§ Job
Only the number is wanted: count the lines that include the word "components".

§ Recorded information
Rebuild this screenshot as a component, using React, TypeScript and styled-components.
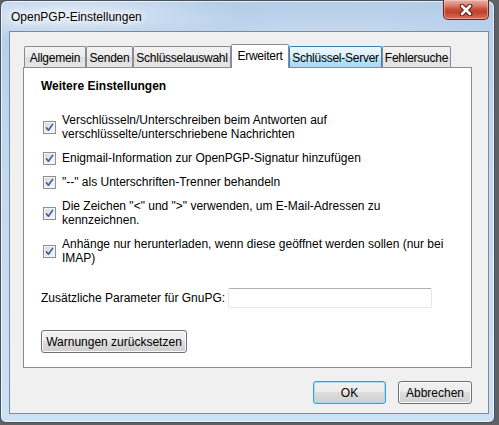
import React from "react";
import styled, { createGlobalStyle, css } from "styled-components";

const GlobalStyle = createGlobalStyle`
  html, body { margin: 0; padding: 0; }
  body {
    background: #5e6266;
    width: 499px;
    height: 425px;
    overflow: hidden;
    font-family: "Liberation Sans", Arial, sans-serif;
    font-size: 12px;
    color: #000;
  }
  * { box-sizing: border-box; }
`;

const Window = styled.div`
  width: 495px;
  height: 423px;
  border: 1px solid #46525e;
  border-radius: 7px 7px 6px 6px;
  background:
    radial-gradient(ellipse 170px 26px at 70px 14px, rgba(255, 255, 255, 0.6), rgba(255, 255, 255, 0) 100%),
    radial-gradient(ellipse 200px 40px at 330px 40px, rgba(255, 255, 255, 0.25), rgba(255, 255, 255, 0) 100%),
    linear-gradient(180deg, #b4cde9 0%, #c1d8f1 35%, #cde1f6 100%);
  box-shadow: inset 0 0 0 1px rgba(255, 255, 255, 0.65);
  display: flex;
  flex-direction: column;
`;

const TitleBar = styled.div`
  height: 30px;
  display: flex;
  justify-content: space-between;
  align-items: flex-start;
`;

const Title = styled.div`
  padding: 9px 0 0 10px;
  line-height: 14px;
  font-size: 12px;
  color: #000;
  text-shadow: 0 0 6px #fff, 0 0 10px #fff, 0 0 12px #fff;
`;

const CloseButton = styled.div`
  width: 46px;
  height: 20px;
  margin: -1px 5px 0 0;
  border: 1px solid #6b2118;
  border-top: none;
  border-radius: 0 0 5px 5px;
  background: linear-gradient(
    180deg,
    #eab2a6 0%,
    #db7d6b 30%,
    #c74a33 50%,
    #c2432c 65%,
    #d9715a 100%
  );
  box-shadow: inset 0 0 0 1px rgba(255, 220, 210, 0.45);
  display: flex;
  align-items: center;
  justify-content: center;
`;

const Client = styled.div`
  flex: 1;
  margin: 0 5px 8px 8px;
  border: 1px solid #7d8a99;
  background: #f0f0f0;
  padding: 12px 16px 9px 13px;
  display: flex;
  flex-direction: column;
`;

const TabStrip = styled.div`
  height: 23px;
  padding-left: 1px;
  display: flex;
  align-items: flex-end;
  position: relative;
  z-index: 1;
`;

type TabState = "normal" | "hover" | "active";

const Tab = styled.div<{ $width: number; $state: TabState }>`
  width: ${(p) => p.$width}px;
  height: 21px;
  border: 1px solid #898c95;
  border-bottom: none;
  border-radius: 2px 2px 0 0;
  display: flex;
  align-items: center;
  justify-content: center;
  white-space: nowrap;
  line-height: 14px;
  letter-spacing: -0.25px;
  padding-top: 1px;
  background: linear-gradient(180deg, #f3f3f3 0%, #ebebeb 50%, #dddddd 51%, #e6e6e6 100%);
  ${(p) =>
    p.$state === "hover" &&
    css`
      border-color: #3c7fb1;
      background: linear-gradient(180deg, #eaf6fd 0%, #d9f0fc 50%, #bee6fd 51%, #a7d9f5 100%);
    `}
  ${(p) =>
    p.$state === "active" &&
    css`
      height: 24px;
      margin-bottom: -1px;
      background: #fff;
      padding-top: 0;
      padding-bottom: 2px;
    `}
`;

const Panel = styled.div`
  flex: 1;
  background: #fff;
  border: 1px solid #898c95;
  padding: 11px 17px 0 17px;
  display: flex;
  flex-direction: column;
  align-items: flex-start;
`;

const SectionTitle = styled.div`
  font-weight: 700;
  line-height: 14px;
  margin-bottom: 20px;
`;

const OptionList = styled.div`
  display: flex;
  flex-direction: column;
  gap: 10px;
`;

const Option = styled.label`
  display: flex;
  align-items: center;
  gap: 6px;
  padding-left: 2px;
`;

const OptionText = styled.span`
  line-height: 14px;
  white-space: nowrap;
`;

const CheckBox = styled.span`
  width: 13px;
  height: 13px;
  flex: none;
  border: 1px solid #8e8f8f;
  background: linear-gradient(135deg, #d3d8e0 0%, #e9ecf1 60%, #f8f9fa 100%);
  box-shadow: inset 0 0 0 1px #f4f4f4;
  display: flex;
  align-items: center;
  justify-content: center;
`;

const FieldRow = styled.div`
  margin-top: 23px;
  display: flex;
  align-items: center;
`;

const FieldLabel = styled.span`
  width: 187px;
  line-height: 14px;
  white-space: nowrap;
`;

const TextInput = styled.input`
  width: 204px;
  height: 20px;
  border: 1px solid #e3e9ef;
  border-top-color: #abadb3;
  border-radius: 2px;
  background: #fff;
  padding: 0 3px;
  font: inherit;
  outline: none;
`;

const Button = styled.button<{ $width: number; $default?: boolean }>`
  width: ${(p) => p.$width}px;
  height: 23px;
  padding: 0;
  font-family: inherit;
  font-size: 12px;
  color: #000;
  border: 1px solid #707070;
  border-radius: 3px;
  background: linear-gradient(180deg, #f2f2f2 0%, #ebebeb 49%, #dddddd 50%, #cfcfcf 100%);
  box-shadow: inset 0 0 0 1px #fbfbfb;
  line-height: 14px;
  ${(p) =>
    p.$default &&
    css`
      border-color: #3c9bd3;
      box-shadow: inset 0 0 0 1px #a8dcf6;
    `}
`;

const WarnButton = styled(Button)`
  margin-top: 22px;
`;

const ButtonRow = styled.div`
  margin-top: 13px;
  display: flex;
  justify-content: flex-end;
  gap: 12px;
`;

const CheckMark = () => (
  <svg width="9" height="9" viewBox="0 0 9 9">
    <path d="M1.4 4.8 L3.4 7.2 L7.6 1.4" fill="none" stroke="#3f5a94" strokeWidth="1.6" strokeLinecap="round" strokeLinejoin="round" />
  </svg>
);

const CloseGlyph = () => (
  <svg width="14" height="12" viewBox="0 0 14 12">
    <path d="M3 2 L11 10 M11 2 L3 10" stroke="#5a1c12" strokeWidth="4.6" strokeLinecap="round" />
    <path d="M3 2 L11 10 M11 2 L3 10" stroke="#ffffff" strokeWidth="2.6" strokeLinecap="round" />
  </svg>
);

const tabs: { label: string; width: number; state: TabState }[] = [
  { label: "Allgemein", width: 62, state: "normal" },
  { label: "Senden", width: 47, state: "normal" },
  { label: "Schlüsselauswahl", width: 98, state: "normal" },
  { label: "Erweitert", width: 58, state: "active" },
  { label: "Schlüssel-Server", width: 93, state: "hover" },
  { label: "Fehlersuche", width: 69, state: "normal" },
];

const options: string[][] = [
  ["Verschlüsseln/Unterschreiben beim Antworten auf", "verschlüsselte/unterschriebene Nachrichten"],
  ["Enigmail-Information zur OpenPGP-Signatur hinzufügen"],
  ['"--" als Unterschriften-Trenner behandeln'],
  ['Die Zeichen "<" und ">" verwenden, um E-Mail-Adressen zu', "kennzeichnen."],
  ["Anhänge nur herunterladen, wenn diese geöffnet werden sollen (nur bei", "IMAP)"],
];

export default function App() {
  return (
    <>
      <GlobalStyle />
      <Window>
        <TitleBar>
          <Title>OpenPGP-Einstellungen</Title>
          <CloseButton>
            <CloseGlyph />
          </CloseButton>
        </TitleBar>
        <Client>
          <TabStrip>
            {tabs.map((t) => (
              <Tab key={t.label} $width={t.width} $state={t.state}>
                {t.label}
              </Tab>
            ))}
          </TabStrip>
          <Panel>
            <SectionTitle>Weitere Einstellungen</SectionTitle>
            <OptionList>
              {options.map((lines, i) => (
                <Option key={i}>
                  <CheckBox>
                    <CheckMark />
                  </CheckBox>
                  <OptionText>
                    {lines.map((l, j) => (
                      <React.Fragment key={j}>
                        {j > 0 && <br />}
                        {l}
                      </React.Fragment>
                    ))}
                  </OptionText>
                </Option>
              ))}
            </OptionList>
            <FieldRow>
              <FieldLabel>Zusätzliche Parameter für GnuPG:</FieldLabel>
              <TextInput type="text" />
            </FieldRow>
            <WarnButton $width={146}>Warnungen zurücksetzen</WarnButton>
          </Panel>
          <ButtonRow>
            <Button $width={73} $default>
              OK
            </Button>
            <Button $width={74}>Abbrechen</Button>
          </ButtonRow>
        </Client>
      </Window>
    </>
  );
}
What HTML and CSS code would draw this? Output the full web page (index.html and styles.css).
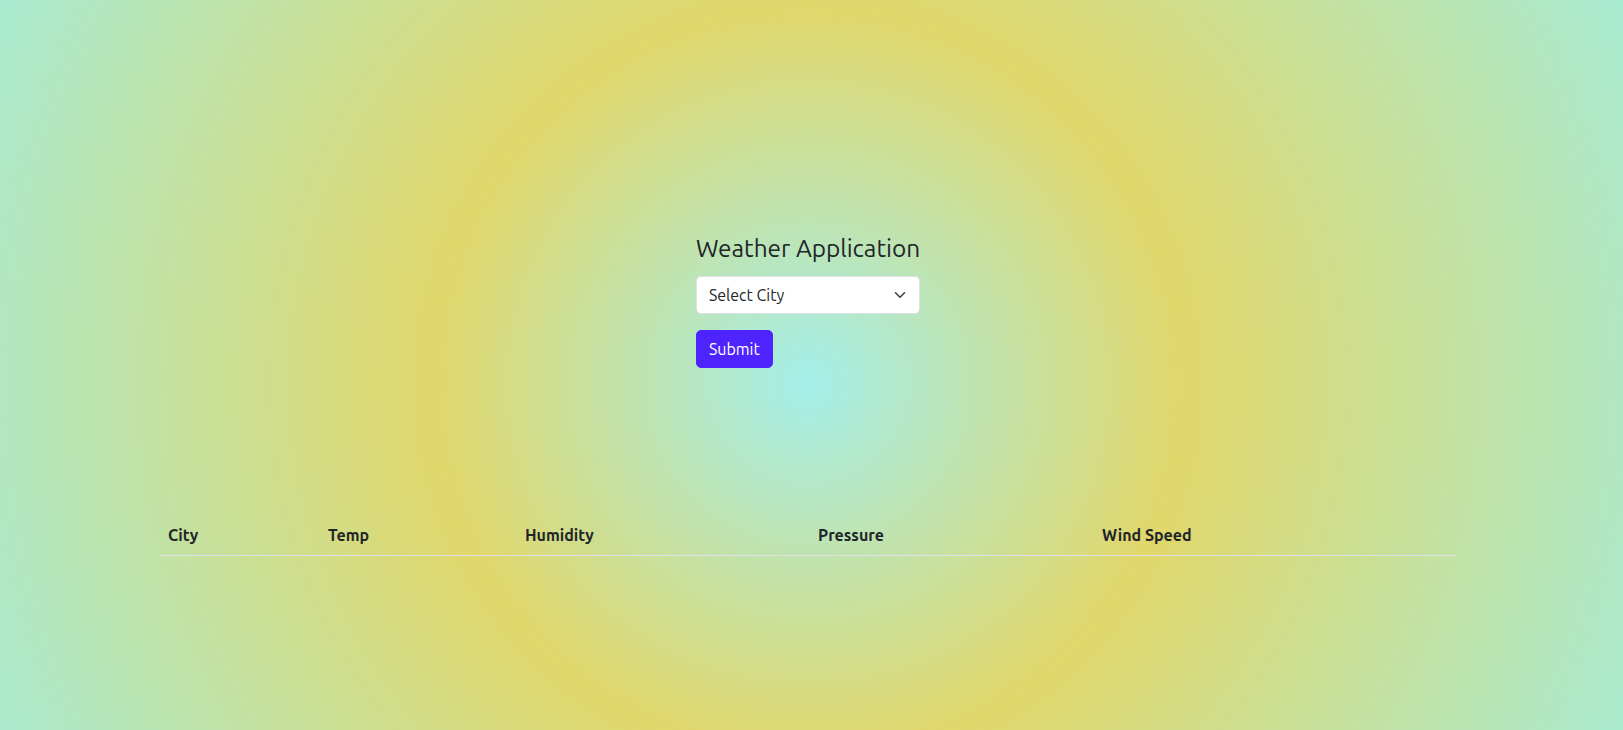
FILE: index.html
```html
<!DOCTYPE html>
<html lang="en">
<head>
<meta charset="utf-8">
<title>Weather Application</title>
<link rel="stylesheet" href="styles.css">
</head>
<body>
<div class="page">
  <section class="form-area">
    <form class="form-box">
      <h3 class="title">Weather Application</h3>
      <div class="select-wrap">
        <select class="form-select">
          <option>Select City</option>
          <option>London</option>
          <option>Paris</option>
          <option>New York</option>
        </select>
        <svg class="chevron" width="16" height="12" viewBox="0 0 16 16" aria-hidden="true">
          <path d="M2 5l6 6 6-6" fill="none" stroke="#343a40" stroke-width="2" stroke-linecap="round" stroke-linejoin="round"/>
        </svg>
      </div>
      <button type="button" class="btn">Submit</button>
    </form>
  </section>
  <section class="table-area">
    <table class="weather-table">
      <thead>
        <tr>
          <th class="c-city">City</th>
          <th class="c-temp">Temp</th>
          <th class="c-hum">Humidity</th>
          <th class="c-pres">Pressure</th>
          <th class="c-wind">Wind Speed</th>
        </tr>
      </thead>
      <tbody></tbody>
    </table>
  </section>
</div>
</body>
</html>
```

FILE: styles.css
```css
* { box-sizing: border-box; }

html, body {
  margin: 0;
  height: 100%;
}

body {
  font-family: "Ubuntu", "Open Sans", "Noto Sans", sans-serif;
  font-size: 16px;
  line-height: 1.5;
  color: #212529;
  background: radial-gradient(circle at 808px 383px,
    #a4eee9 0px,
    #e1d76b 375px,
    #a8ebd2 900px);
  background-attachment: fixed;
  overflow: hidden;
}

.page {
  width: 1616px;
  min-height: 730px;
}

.form-area {
  display: flex;
  justify-content: center;
  padding-top: 234px;
}

.form-box {
  display: flex;
  flex-direction: column;
  align-items: flex-start;
}

.title {
  margin: 0 0 13px 0;
  font-size: 24.4px;
  font-weight: 400;
  line-height: 1.2;
  white-space: nowrap;
}

.select-wrap {
  position: relative;
  align-self: stretch;
}

.form-select {
  display: block;
  width: 100%;
  height: 38px;
  padding: 6px 36px 6px 12px;
  font-family: inherit;
  font-size: 16px;
  color: #212529;
  background: #fff;
  border: 1px solid #dee2e6;
  border-radius: 5px;
  appearance: none;
  -webkit-appearance: none;
}

.chevron {
  position: absolute;
  right: 12px;
  top: 13px;
  width: 16px;
  height: 12px;
  pointer-events: none;
}

.btn {
  margin-top: 16px;
  height: 38px;
  padding: 6px 12px;
  font-family: inherit;
  font-size: 16px;
  line-height: 1.5;
  color: #fff;
  background: #4d24fd;
  border: 1px solid #4d24fd;
  border-radius: 5px;
}

.table-area {
  display: flex;
  justify-content: center;
  margin-top: 147px;
}

.weather-table {
  width: 1296px;
  border-collapse: collapse;
  table-layout: fixed;
}

.weather-table th {
  text-align: left;
  padding: 8px;
  font-size: 16px;
  font-weight: 700;
  line-height: 24px;
  border-bottom: 1px solid #dee2e6;
}

.c-city { width: 160px; }
.c-temp { width: 197px; }
.c-hum { width: 293px; }
.c-pres { width: 284px; }
.c-wind { width: 362px; }
```
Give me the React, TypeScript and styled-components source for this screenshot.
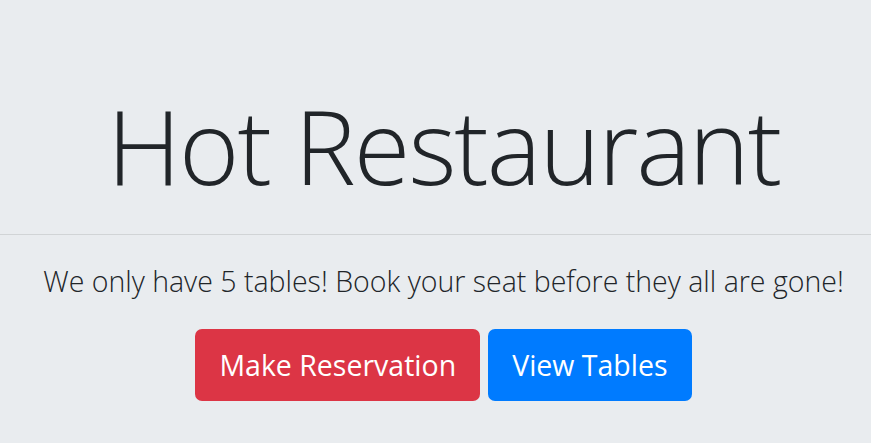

§ Written answer
3